Walk west on Cumberland St. Toward Meeting St.  Turn Right on Meeting Street.  Go Back to parking garage or shop at mall before getting car. Get the car and drove to the Battery.  2 Murray Blvd.  Cannons at tip of peninsula. Head for the Battery (officially, the White Point Gardens) to get into the feel of this city. It’s right on the end of the peninsula, facing the Cooper River and the harbor. It has a landscaped park, shaded by palmettos and live oaks, with walkways lined with old monuments and other war relics. The view toward the harbor goes out to Fort Sumter. Walk along the seawall on East Battery and Murray Boulevard and slowly absorb the Charleston ambience.  Located in the heart of Charleston’s historic district, this prominent landmark provides a spectacular view of Fort Sumter and Charleston Harbor, where the Ashley and Cooper rivers empty into the Atlantic Ocean. It was first used as a public garden in 1837. With the outbreak of the Civil War, it became a fortification for the city. Visitors today also find an impressive display of historic mortars and cannons from the Civil War used to shell as well as defend the city. At the corner of Murray and East Bay there is a Confederate monument. In the early 1720s, the infamous “gentleman” pirate Stede Bonnet was hanged here with about 50 others like him. Townspeople filled the gallows area and jeered as the outlaw was brought to his rightful end. Bonnet was buried in the nearby marsh. His epitaph has been memorialized and stands today in the park.

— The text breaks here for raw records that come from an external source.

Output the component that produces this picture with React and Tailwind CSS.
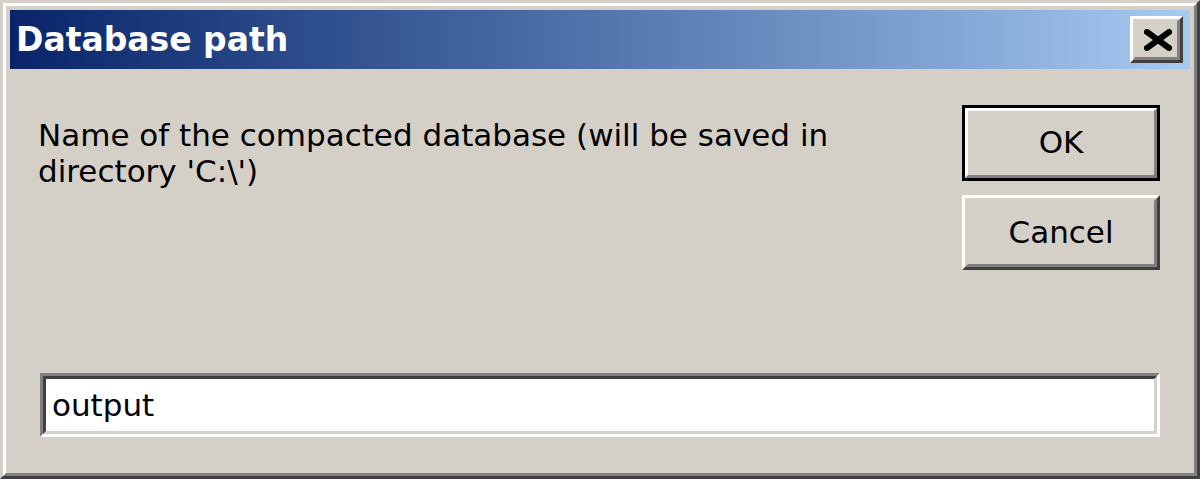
import React from 'react';

const font = "font-['DejaVu_Sans',sans-serif]";

const CloseButton = () => (
  <div className="w-[53px] h-[47px] border-t-[3px] border-l-[3px] border-t-white border-l-white border-r-[3px] border-b-[3px] border-r-[#404040] border-b-[#404040]">
    <div className="w-full h-full bg-[#d4d0c8] border-t-[2px] border-l-[2px] border-t-[#d4d0c8] border-l-[#d4d0c8] border-r-[3px] border-b-[3px] border-r-[#808080] border-b-[#808080] flex items-center justify-center">
      <svg width="28" height="22" viewBox="0 0 28 22" className="ml-[4px] mt-[1px]">
        <path d="M3 3 L25 19 M25 3 L3 19" stroke="#000" strokeWidth="6" strokeLinecap="square" fill="none" />
      </svg>
    </div>
  </div>
);

const App = () => {
  return (
    <div className={`w-[1200px] h-[479px] bg-[#d4d0c8] border-[3px] border-t-[#d4d0c8] border-l-[#d4d0c8] border-r-[#404040] border-b-[#404040] ${font}`}>
      <div className="w-full h-full border-[3px] border-t-white border-l-white border-r-[#808080] border-b-[#808080] p-[4px] flex flex-col">
        {/* Caption */}
        <div className="h-[59px] shrink-0 bg-gradient-to-r from-[#0a246a] to-[#a6caf0] flex items-center justify-between pl-[6px] pr-[7px]">
          <span className="text-white font-bold text-[33px] leading-[38px] tracking-[0px]">Database path</span>
          <CloseButton />
        </div>

        {/* Body */}
        <div className="flex-1 flex flex-col pt-[36px] pb-[32px] pl-[30px] pr-[30px] text-black">
          <div className="flex justify-between">
            <p className="ml-[-2px] mt-[12px] text-[31px] leading-[36px]">
              Name of the compacted database (will be saved in
              <br />
              directory 'C:\')
            </p>
            <div className="flex flex-col gap-[14px] w-[198px]">
              <div className="h-[76px] border-[3px] border-black">
                <div className="w-full h-full border-[3px] border-t-white border-l-white border-r-[#808080] border-b-[#808080] flex items-center justify-center text-[31px] leading-[36px] pb-[2px]">
                  OK
                </div>
              </div>
              <div className="h-[75px] border-[3px] border-t-white border-l-white border-r-[#404040] border-b-[#404040]">
                <div className="w-full h-full border-[3px] border-t-[#d4d0c8] border-l-[#d4d0c8] border-r-[#808080] border-b-[#808080] flex items-center justify-center text-[31px] leading-[36px] pb-[2px]">
                  Cancel
                </div>
              </div>
            </div>
          </div>

          <div className="mt-auto h-[64px] border-[3px] border-t-[#808080] border-l-[#808080] border-r-white border-b-white">
            <div className="w-full h-full bg-white border-[3px] border-t-[#404040] border-l-[#404040] border-r-[#d4d0c8] border-b-[#d4d0c8] flex items-center pl-[6px] text-[31px] leading-[36px]">
              output
            </div>
          </div>
        </div>
      </div>
    </div>
  );
};

export default App;
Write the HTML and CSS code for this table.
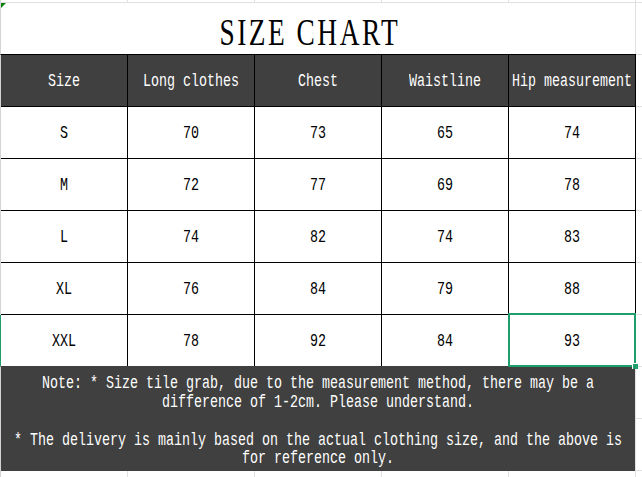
FILE: index.html
```html
<!DOCTYPE html>
<html lang="en">
<head>
<meta charset="utf-8">
<title>Size Chart</title>
<link rel="stylesheet" href="styles.css">
</head>
<body>
<div class="sheet">
  <div class="title"><span class="title-text">SIZE CHART</span></div>
  <div class="grid">
    <div class="cell head"><span class="txt">Size</span></div>
    <div class="cell head"><span class="txt">Long clothes</span></div>
    <div class="cell head"><span class="txt">Chest</span></div>
    <div class="cell head"><span class="txt">Waistline</span></div>
    <div class="cell head"><span class="txt">Hip measurement</span></div>

    <div class="cell"><span class="txt">S</span></div>
    <div class="cell"><span class="txt">70</span></div>
    <div class="cell"><span class="txt">73</span></div>
    <div class="cell"><span class="txt">65</span></div>
    <div class="cell"><span class="txt">74</span></div>

    <div class="cell"><span class="txt">M</span></div>
    <div class="cell"><span class="txt">72</span></div>
    <div class="cell"><span class="txt">77</span></div>
    <div class="cell"><span class="txt">69</span></div>
    <div class="cell"><span class="txt">78</span></div>

    <div class="cell"><span class="txt">L</span></div>
    <div class="cell"><span class="txt">74</span></div>
    <div class="cell"><span class="txt">82</span></div>
    <div class="cell"><span class="txt">74</span></div>
    <div class="cell"><span class="txt">83</span></div>

    <div class="cell"><span class="txt">XL</span></div>
    <div class="cell"><span class="txt">76</span></div>
    <div class="cell"><span class="txt">84</span></div>
    <div class="cell"><span class="txt">79</span></div>
    <div class="cell"><span class="txt">88</span></div>

    <div class="cell row-sel"><span class="txt">XXL</span></div>
    <div class="cell"><span class="txt">78</span></div>
    <div class="cell"><span class="txt">92</span></div>
    <div class="cell"><span class="txt">84</span></div>
    <div class="cell selected"><span class="txt">93</span><span class="sel-box"><span class="sel-handle"></span></span></div>
  </div>
  <div class="note">
    <div class="note-text">
      <p>Note: * Size tile grab, due to the measurement method, there may be a difference of 1-2cm. Please understand.</p>
      <p>* The delivery is mainly based on the actual clothing size, and the above is for reference only.</p>
    </div>
  </div>
</div>
</body>
</html>
```
FILE: styles.css
```css
html, body {
  margin: 0;
  padding: 0;
  background: #fff;
}

.sheet {
  width: 642px;
  height: 477px;
  overflow: hidden;
  position: relative;
  box-sizing: border-box;
  padding-top: 3px;
  background-color: #fff;
  background-image:
    linear-gradient(#d4d4d4, #d4d4d4),
    repeating-linear-gradient(to right, #e1e1e1 0 1px, transparent 1px 127px),
    repeating-linear-gradient(to bottom, #e1e1e1 0 1px, transparent 1px 52px);
  background-size: 1px 100%, 100% 100%, 100% 100%;
  background-repeat: no-repeat, repeat, repeat;
  background-position: 0 0, 0 0, 0 2px;
}

.title {
  position: relative;
  margin-left: 1px;
  width: 634px;
  height: 51px;
  box-sizing: border-box;
  padding-top: 6px;
  background: #fff;
  display: flex;
  justify-content: center;
  align-items: center;
}

.title::before {
  content: "";
  position: absolute;
  left: 0;
  top: 0;
  border-top: 5px solid #0b7d0b;
  border-right: 5px solid transparent;
}

.title-text {
  display: inline-block;
  font-family: "Liberation Serif", serif;
  font-size: 38px;
  line-height: 1;
  color: #000;
  letter-spacing: 3.5px;
  padding-right: 23px;
  transform: scaleX(0.72);
  white-space: nowrap;
}

.grid {
  display: grid;
  grid-template-columns: repeat(5, 126px);
  grid-auto-rows: 51px;
  gap: 1px;
  width: max-content;
  background: #000;
  border: 1px solid #000;
  border-left-color: #d4d4d4;
  border-bottom-color: #404040;
}

.cell {
  position: relative;
  display: flex;
  align-items: center;
  justify-content: center;
  box-sizing: border-box;
  padding-top: 2px;
  background: #fff;
  color: #000;
  font-family: "Liberation Mono", monospace;
  font-size: 13.33px;
}

.head {
  padding-top: 3px;
  background: #404040;
  color: #fff;
}

.txt {
  display: inline-block;
  line-height: 1;
  white-space: nowrap;
  transform: scaleY(1.4);
}

.row-sel::before {
  content: "";
  position: absolute;
  left: -1px;
  top: 0;
  bottom: 0;
  width: 1px;
  background: #1f9d6a;
}

.sel-box {
  position: absolute;
  top: -2px;
  left: -1px;
  right: -1px;
  bottom: -1px;
  border: 2px solid #1f9d6a;
  pointer-events: none;
}

.sel-handle {
  position: absolute;
  right: -4px;
  bottom: -4px;
  width: 5px;
  height: 5px;
  background: #1f9d6a;
  border-left: 1px solid #fff;
  border-top: 1px solid #fff;
}

.note {
  margin-left: 1px;
  width: 634px;
  height: 104px;
  box-sizing: border-box;
  padding: 7px 8px 0;
  background: #404040;
  color: #fff;
  font-family: "Liberation Mono", monospace;
  font-size: 13.33px;
  text-align: center;
}

.note-text {
  line-height: 13.3px;
  transform: scaleY(1.42);
  transform-origin: top center;
}

.note-text p {
  margin: 0;
}

.note-text p + p {
  margin-top: 13.3px;
}
```
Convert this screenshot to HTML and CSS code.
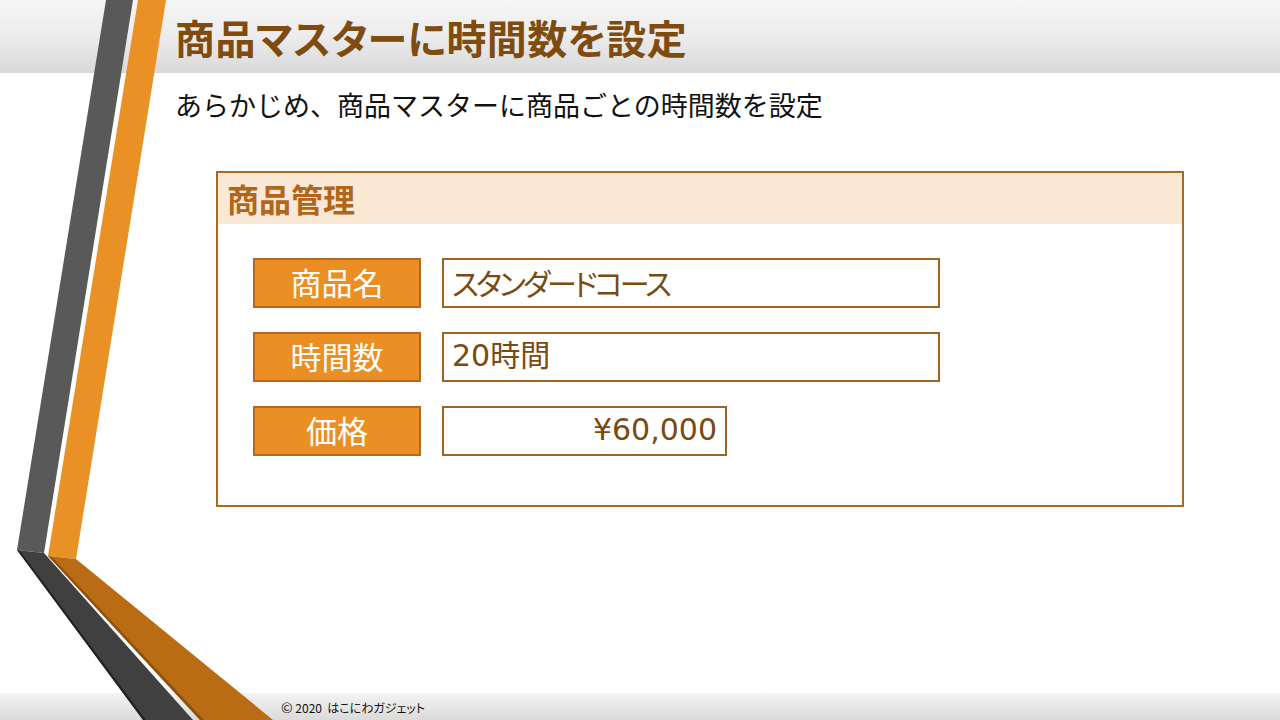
FILE: index.html
```html
<!DOCTYPE html>
<html lang="ja">
<head>
<meta charset="utf-8">
<title>商品マスターに時間数を設定</title>
<link rel="stylesheet" href="styles.css">
</head>
<body>
<div class="slide">
  <header class="top-bar">
    <h1 class="title">商品マスターに時間数を設定</h1>
  </header>
  <main class="content">
    <p class="lead">あらかじめ、商品マスターに商品ごとの時間数を設定</p>
    <section class="card">
      <div class="card-head">商品管理</div>
      <div class="card-body">
        <div class="row row-1">
          <div class="label">商品名</div>
          <div class="field field-wide"><span class="kana">スタンダードコース</span></div>
        </div>
        <div class="row row-2">
          <div class="label">時間数</div>
          <div class="field field-wide">20時間</div>
        </div>
        <div class="row row-3">
          <div class="label">価格</div>
          <div class="field field-price">¥60,000</div>
        </div>
      </div>
    </section>
  </main>
  <footer class="bottom-bar">
    <span class="copy"><span class="copy-mark">©</span>&nbsp;2020&nbsp;&nbsp;はこにわガジェット</span>
  </footer>
  <svg class="stripes" width="1280" height="720" viewBox="0 0 1280 720" aria-hidden="true">
    <polygon points="106,0 133,0 44,553 17,550" fill="#595959"/>
    <polygon points="17,550 44,553 193,720 143,720" fill="#404040"/>
    <polygon points="17,550 20,551 146,720 143,720" fill="#222"/>
    <polygon points="138,0 166,0 76,559 48,556" fill="#ea9126"/>
    <polygon points="48,556 76,559 273,720 200,720" fill="#ba6c14"/>
    <polygon points="48,556 52,557 204,720 200,720" fill="#8f520e"/>
  </svg>
</div>
</body>
</html>
```

FILE: styles.css
```css
* { box-sizing: border-box; }

html, body {
  margin: 0;
  padding: 0;
  background: #ffffff;
}

body {
  font-family: "Noto Sans CJK JP", "Noto Sans", sans-serif;
}

.slide {
  position: relative;
  width: 1280px;
  height: 720px;
  overflow: hidden;
  display: flex;
  flex-direction: column;
  background: #ffffff;
}

.top-bar {
  height: 73px;
  background: linear-gradient(to bottom, #f6f6f6 0%, #ececec 50%, #d9d9d9 100%);
  display: flex;
  align-items: center;
  padding-left: 175px;
}

.title {
  margin: 0;
  font-size: 40px;
  font-weight: 700;
  color: #7f4b0f;
  line-height: 1;
  letter-spacing: 0.4px;
  font-feature-settings: "palt";
}

.content {
  flex: 1;
  display: flex;
  flex-direction: column;
}

.lead {
  margin: 14px 0 0 175px;
  font-size: 27px;
  line-height: 36px;
  color: #111111;
}

.card {
  margin: 48px 0 0 216px;
  width: 968px;
  height: 336px;
  border: 2px solid #a7681f;
  display: flex;
  flex-direction: column;
}

.card-head {
  height: 51px;
  background: #fbe8d5;
  color: #b0661b;
  font-size: 32px;
  font-weight: 700;
  line-height: 51px;
  padding-left: 9px;
}

.card-body {
  display: flex;
  flex-direction: column;
  gap: 24px;
  padding: 34px 0 0 35px;
}

.row {
  display: flex;
  align-items: stretch;
  gap: 21px;
  height: 50px;
}

.label {
  width: 168px;
  background: #eb8f25;
  border: 2px solid #b4691f;
  color: #ffffff;
  font-size: 31px;
  line-height: 44px;
  text-align: center;
}

.field {
  border: 2px solid #9f6421;
  background: #ffffff;
  color: #7b4912;
  font-family: "DejaVu Sans", "Noto Sans CJK JP", sans-serif;
  font-size: 30px;
  line-height: 44px;
  padding: 0 8px;
}

.kana {
  font-family: "Noto Sans CJK JP", sans-serif;
  font-feature-settings: "palt";
  letter-spacing: -3px;
}

.field-wide { width: 498px; }

.field-price {
  width: 285px;
  text-align: right;
}

.bottom-bar {
  height: 27px;
  background: linear-gradient(to bottom, #f4f4f4 0%, #dadada 100%);
  display: flex;
  align-items: center;
  padding-left: 281px;
}

.copy {
  font-size: 12px;
  color: #111111;
  font-feature-settings: "palt";
}

.copy-mark {
  font-size: 14px;
}

.stripes {
  position: absolute;
  left: 0;
  top: 0;
  pointer-events: none;
}
```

Drive 30 minutes to Kiawah Island.


The drive to Kiawah Island is a mixture of honky tonk through Folly Beach and driving through miles of a single lane each way of trees heavy with Spanish Moss.  Stopping at Fresh Fields Village supermarket before turning onto Kiawah Island is a good idea, if only for a jar of peanut butter and crackers and other snacks to have on the island.

Now that the family has seen Charleston, it is on to three days of sun and fun on the island named for the local Indian tribe, now extinct.